### WHAT TO WORK ON
Please state how many lines in the records contain the string "table", with no words besides the number.

### RECORDS FOR THIS TASK
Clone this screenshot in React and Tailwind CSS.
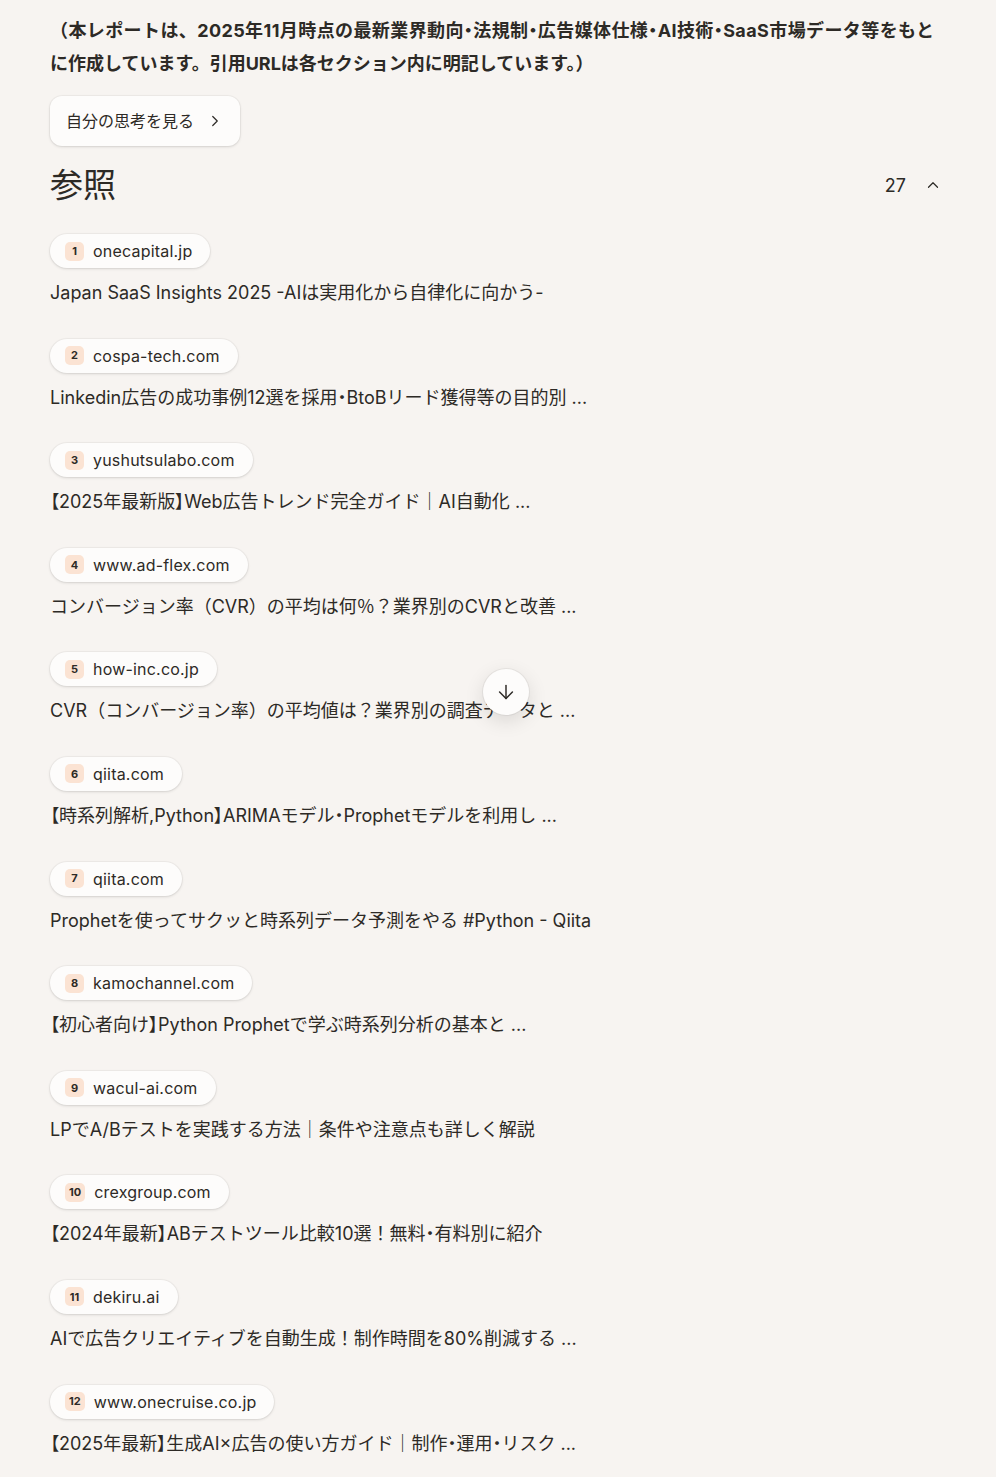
import React from "react";
import { ChevronRight, ChevronUp, ArrowDown } from "lucide-react";

const refs = [
  { n: 1, site: "onecapital.jp", title: "Japan SaaS Insights 2025 -AIは実用化から自律化に向かう-" },
  { n: 2, site: "cospa-tech.com", title: "Linkedin広告の成功事例12選を採用・BtoBリード獲得等の目的別 ..." },
  { n: 3, site: "yushutsulabo.com", title: "【2025年最新版】Web広告トレンド完全ガイド｜AI自動化 ..." },
  { n: 4, site: "www.ad-flex.com", title: "コンバージョン率（CVR）の平均は何％？業界別のCVRと改善 ..." },
  { n: 5, site: "how-inc.co.jp", title: "CVR（コンバージョン率）の平均値は？業界別の調査データと ..." },
  { n: 6, site: "qiita.com", title: "【時系列解析,Python】ARIMAモデル・Prophetモデルを利用し ..." },
  { n: 7, site: "qiita.com", title: "Prophetを使ってサクッと時系列データ予測をやる #Python - Qiita" },
  { n: 8, site: "kamochannel.com", title: "【初心者向け】Python Prophetで学ぶ時系列分析の基本と ..." },
  { n: 9, site: "wacul-ai.com", title: "LPでA/Bテストを実践する方法｜条件や注意点も詳しく解説" },
  { n: 10, site: "crexgroup.com", title: "【2024年最新】ABテストツール比較10選！無料・有料別に紹介" },
  { n: 11, site: "dekiru.ai", title: "AIで広告クリエイティブを自動生成！制作時間を80%削減する ..." },
  { n: 12, site: "www.onecruise.co.jp", title: "【2025年最新】生成AI×広告の使い方ガイド｜制作・運用・リスク ..." },
];

// ・ and 【】 are set proportionally in the original, the rest stays full width
function Jp({ text }) {
  return text.split(/([・【】])/).map((part, i) =>
    /^[・【】]$/.test(part) ? (
      <span key={i} className="[font-feature-settings:'palt']">
        {part}
      </span>
    ) : (
      part
    )
  );
}

function RefItem({ item }) {
  return (
    <div className="flex flex-col items-start">
      <div className="flex items-center h-[34px] pl-[15px] pr-[18px] rounded-full bg-[#fdfcfb] shadow-[0_1px_3px_rgba(0,0,0,0.12),0_0_0_1px_rgba(0,0,0,0.03)]">
        <span className="flex items-center justify-center min-w-[19px] h-[19px] px-[4px] rounded-[5px] bg-[#fbe3d3] text-[11px] font-bold text-[#2d2a26]">
          {item.n}
        </span>
        <span className="ml-[9px] text-[16px] tracking-[0.2px] text-[#2d2a26]">{item.site}</span>
      </div>
      <div className="mt-[12px] text-[18px] leading-[26px] text-[#2d2a26]">
        <Jp text={item.title} />
      </div>
    </div>
  );
}

export default function App() {
  return (
    <div
      className="min-h-screen bg-[#f7f4f1] text-[#2d2a26]"
      style={{ fontFamily: 'Inter, "Noto Sans CJK JP", sans-serif' }}
    >
      <div className="relative px-[50px] pt-[14px] pb-[20px]">
        <p className="text-[18px] leading-[33px] font-bold">
          <span className="tracking-[0.4px]">
            <Jp text="（本レポートは、2025年11月時点の最新業界動向・法規制・広告媒体仕様・AI技術・SaaS市場データ等をもと" />
          </span>
          <br />
          に作成しています。引用URLは各セクション内に明記しています。）
        </p>

        <button className="mt-[16px] flex items-center h-[50px] pl-[16px] pr-[16px] rounded-[12px] bg-[#fdfcfb] shadow-[0_1px_3px_rgba(0,0,0,0.12),0_0_0_1px_rgba(0,0,0,0.03)] text-[16px] text-[#2d2a26]">
          自分の思考を見る
          <ChevronRight className="ml-[12px] w-[18px] h-[18px]" strokeWidth={1.6} />
        </button>

        <div className="mt-[15px] flex items-center justify-between">
          <h2 className="text-[33px] leading-[48px] font-normal">参照</h2>
          <div className="flex items-center gap-[18px] pr-[4px]">
            <span className="text-[18px]">27</span>
            <ChevronUp className="w-[18px] h-[18px]" strokeWidth={1.6} />
          </div>
        </div>

        <div className="mt-[25px] flex flex-col gap-[32.6px]">
          {refs.map((r) => (
            <RefItem key={r.n} item={r} />
          ))}
        </div>

        <div className="absolute left-[483px] top-[669px] w-[46px] h-[46px] rounded-full bg-[#fdfcfb] flex items-center justify-center shadow-[0_6px_20px_rgba(0,0,0,0.12),0_0_0_1px_rgba(0,0,0,0.05)]">
          <ArrowDown className="w-[22px] h-[22px]" strokeWidth={1.6} />
        </div>
      </div>
    </div>
  );
}
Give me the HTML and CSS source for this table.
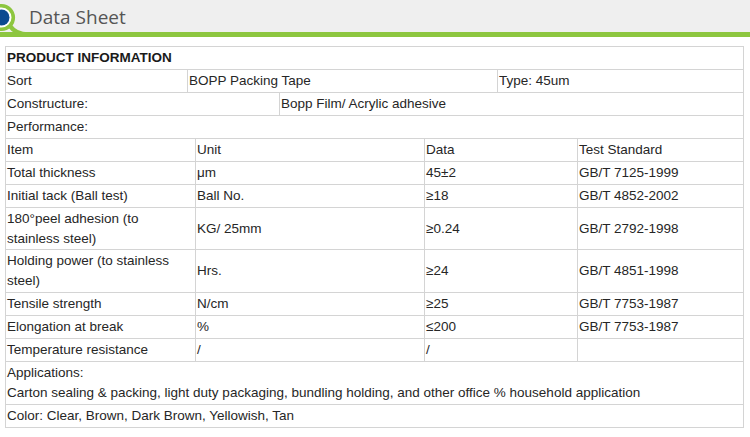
FILE: index.html
```html
<!DOCTYPE html>
<html lang="en">
<head>
<meta charset="utf-8">
<title>Data Sheet</title>
<link rel="stylesheet" href="styles.css">
</head>
<body>
<header class="head">
  <svg class="head-mark" width="40" height="38" viewBox="0 0 40 38" aria-hidden="true">
    <path d="M10 26 Q16 34.5 28 34.5 L40 34.5" fill="none" stroke="#8dc63f" stroke-width="4.5"/>
    <circle cx="1.5" cy="17.5" r="11.8" fill="#fff" stroke="#8dc63f" stroke-width="3.6"/>
    <circle cx="1.5" cy="17.5" r="8" fill="#0b4a90"/>
  </svg>
  <h1 class="head-title">Data Sheet</h1>
</header>

<div class="sheet">
  <div class="row r-full"><div class="cell strong">PRODUCT INFORMATION</div></div>
  <div class="row r-sort">
    <div class="cell">Sort</div>
    <div class="cell">BOPP Packing Tape</div>
    <div class="cell">Type: 45um</div>
  </div>
  <div class="row r-cons">
    <div class="cell">Constructure:</div>
    <div class="cell">Bopp Film/ Acrylic adhesive</div>
  </div>
  <div class="row r-full"><div class="cell">Performance:</div></div>
  <div class="row r-perf">
    <div class="cell">Item</div><div class="cell">Unit</div><div class="cell">Data</div><div class="cell">Test Standard</div>
  </div>
  <div class="row r-perf">
    <div class="cell">Total thickness</div><div class="cell">μm</div><div class="cell">45±2</div><div class="cell">GB/T 7125-1999</div>
  </div>
  <div class="row r-perf">
    <div class="cell">Initial tack (Ball test)</div><div class="cell">Ball No.</div><div class="cell">≥18</div><div class="cell">GB/T 4852-2002</div>
  </div>
  <div class="row r-perf">
    <div class="cell snug">180°peel adhesion (to stainless steel)</div><div class="cell">KG/ 25mm</div><div class="cell">≥0.24</div><div class="cell">GB/T 2792-1998</div>
  </div>
  <div class="row r-perf">
    <div class="cell">Holding power (to stainless steel)</div><div class="cell">Hrs.</div><div class="cell">≥24</div><div class="cell">GB/T 4851-1998</div>
  </div>
  <div class="row r-perf">
    <div class="cell">Tensile strength</div><div class="cell">N/cm</div><div class="cell">≥25</div><div class="cell">GB/T 7753-1987</div>
  </div>
  <div class="row r-perf">
    <div class="cell">Elongation at break</div><div class="cell">%</div><div class="cell">≤200</div><div class="cell">GB/T 7753-1987</div>
  </div>
  <div class="row r-perf">
    <div class="cell">Temperature resistance</div><div class="cell">/</div><div class="cell">/</div><div class="cell"></div>
  </div>
  <div class="row r-full">
    <div class="cell">Applications:<br>Carton sealing &amp; packing, light duty packaging, bundling holding, and other office % household application</div>
  </div>
  <div class="row r-full"><div class="cell">Color: Clear, Brown, Dark Brown, Yellowish, Tan</div></div>
</div>
</body>
</html>
```

FILE: styles.css
```css
html, body {
  margin: 0;
  padding: 0;
  background: #ffffff;
}

.head {
  position: relative;
  height: 32px;
  background: #efefef;
  border-bottom: 5px solid #8dc63f;
  display: flex;
  align-items: center;
  padding-left: 29px;
}

.head-mark {
  position: absolute;
  left: 0;
  top: 0;
}

.head-title {
  margin: 0;
  font-family: "Open Sans", "Noto Sans", sans-serif;
  font-weight: 400;
  font-size: 19px;
  line-height: 24px;
  color: #555555;
  padding-top: 1px;
}

.sheet {
  margin: 9px 0 0 5px;
  width: 739px;
  box-sizing: border-box;
  border-left: 1px solid #d4d4d4;
  border-top: 1px solid #d4d4d4;
  font-family: "Liberation Sans", Arial, sans-serif;
  font-size: 13.5px;
  line-height: 20px;
  color: #262626;
}

.row {
  display: grid;
}

.r-full { grid-template-columns: 738px; }
.r-sort { grid-template-columns: 182px 310px 246px; }
.r-cons { grid-template-columns: 274px 464px; }
.r-perf { grid-template-columns: 190px 229px 153px 166px; }

.cell {
  box-sizing: border-box;
  border-right: 1px solid #d4d4d4;
  border-bottom: 1px solid #d4d4d4;
  padding: 1px;
  min-height: 22.6px;
  display: flex;
  align-items: center;
}

.r-full .cell {
  display: block;
}

.snug {
  padding-top: 0.5px;
  padding-bottom: 0.5px;
}

.strong {
  font-weight: 700;
  color: #1a1a1a;
}
```
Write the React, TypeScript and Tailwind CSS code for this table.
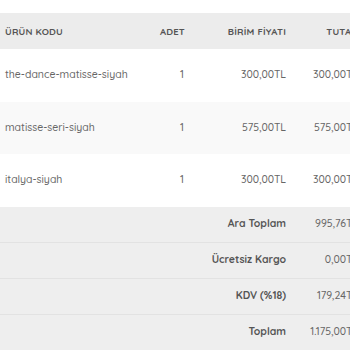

### RESULT OF THE EXERCISE
2